The problem
Two existing ways to predict 3D geometry. Both blur the world.
A single image maps to many plausible 3D scenes. The two dominant paradigms each pay a price for that ambiguity, and the cost shows up as lost geometric detail.
Same image, three predictions.
Watch the chair spindles: the baselines smear them, PointDiT keeps them.
MoGe-2 averages the geometry; GeometryCrafter loses it in the latent space; PointDiT keeps the spindles crisp, in both the 3D point map and the depth.
Why the baselines blur.
Predicts the mean.
An encoder and a regression head map the image straight to a point cloud. Facing ambiguity, the network averages plausible answers, smoothing thin structures and transparent objects away.
Compresses through a lossy VAE.
Point maps are first squeezed into a latent space by a VAE, and diffusion runs there. The VAE is lossy, so fine detail is gone before generation even begins.
The latent bottleneck, in 3D.
Stage 1 of latent diffusion on its own: encode a ground-truth point cloud and decode it straight back. Nothing is generated yet, and detail is already gone.
The reconstruction already rounds off edges and destroys fine structures, the diffusion model is then asked to recover from a degraded starting point.
So we removed the bottleneck. Diffusion runs straight on raw point maps.
The method
A plain ViT, denoising point maps in data space.
The noisy point map is patchified into tokens, exactly like an image but with XYZ coordinates as the channels instead of RGB. The clean input image is encoded by a frozen DINOv3. We combine the noisy point tokens with the clean image tokens, then a plain Transformer denoises them and recovers the clean point map. No VAE, no two-stage training.
Input image
Results
Explore the reconstructions in 3D.
Pick a sample, then drag any reconstruction to orbit all four together.
Watch the thin structures, transparent objects, and relative global scales: the baselines smooth or distort them, while PointDiT stays closest to the ground truth, in both the point map and the depth.
More comparisons are provided in the gallery.
Controlled comparison
Generative flow matching vs. deterministic regression.
Same architecture, same data, same training. Only the formulation changes.
Existing methods differ in training data, architecture, and implementation, so a direct comparison cannot isolate the effect of the generative formulation. We hold all of that fixed and change only the formulation: replacing PointDiT's noise and timestep with deterministic zeros turns it into a one-pass deterministic regressor, which we compare against flow matching under identical conditions.
The deterministic regressor converges faster at first but soon overfits, while the generative model trains stably and reaches lower error.
Structural details
Transparent objects
The generative model recovers sharper boundaries, thin structures, and transparent objects than the deterministic regressor. Overall, the generative formulation improves the boundary metric BF1 from 10.90 to 13.92 under this controlled comparison.
In summary
Takeaways
-
01
Simplicity is enough
A plain ViT denoising raw point-map patches matches or beats complex hybrid regressors and latent-diffusion models.
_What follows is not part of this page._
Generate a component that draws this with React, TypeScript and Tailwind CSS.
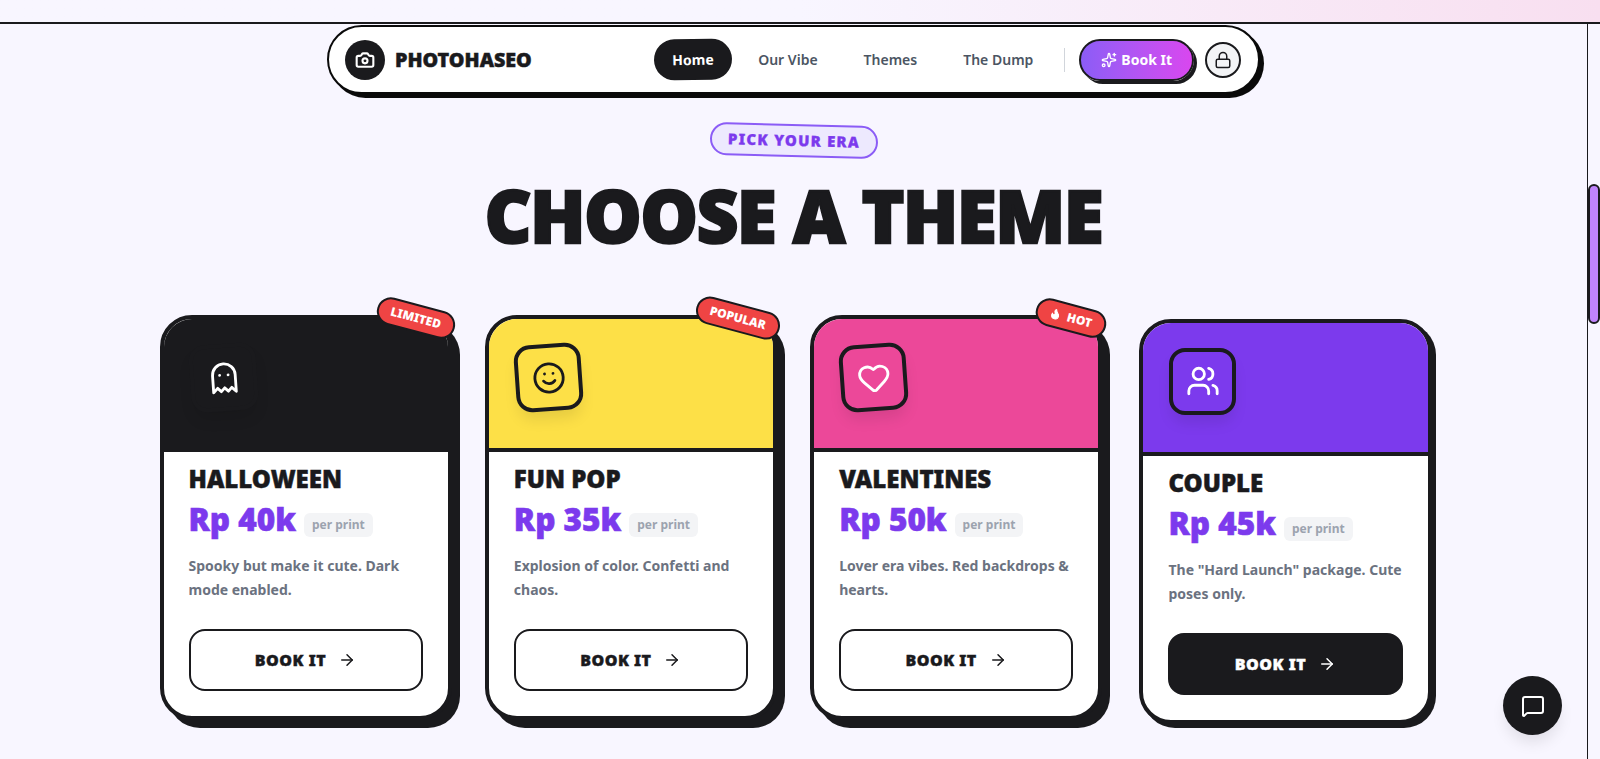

No VAE, no hybrid architectures.
-
02
Stay in data space
Diffusing directly on point-map patches skips the lossy VAE compression that blurs fine geometry, so thin structures and sharp boundaries survive into the output.
-
03
Unified formulation
Casting geometry prediction as generation recovers the sharp detail that regressors average away. The formulation is general: one generative model can unify reconstruction and generation.
Looking ahead Since the backbone is just a ViT operating in data space, the same recipe should extend with minimal change: jointly predicting appearance alongside geometry, and richer conditioning such as camera parameters or multiple views. We see pixel-space diffusion as a promising step toward VAE-free, end-to-end 3D and 4D reconstruction and generation.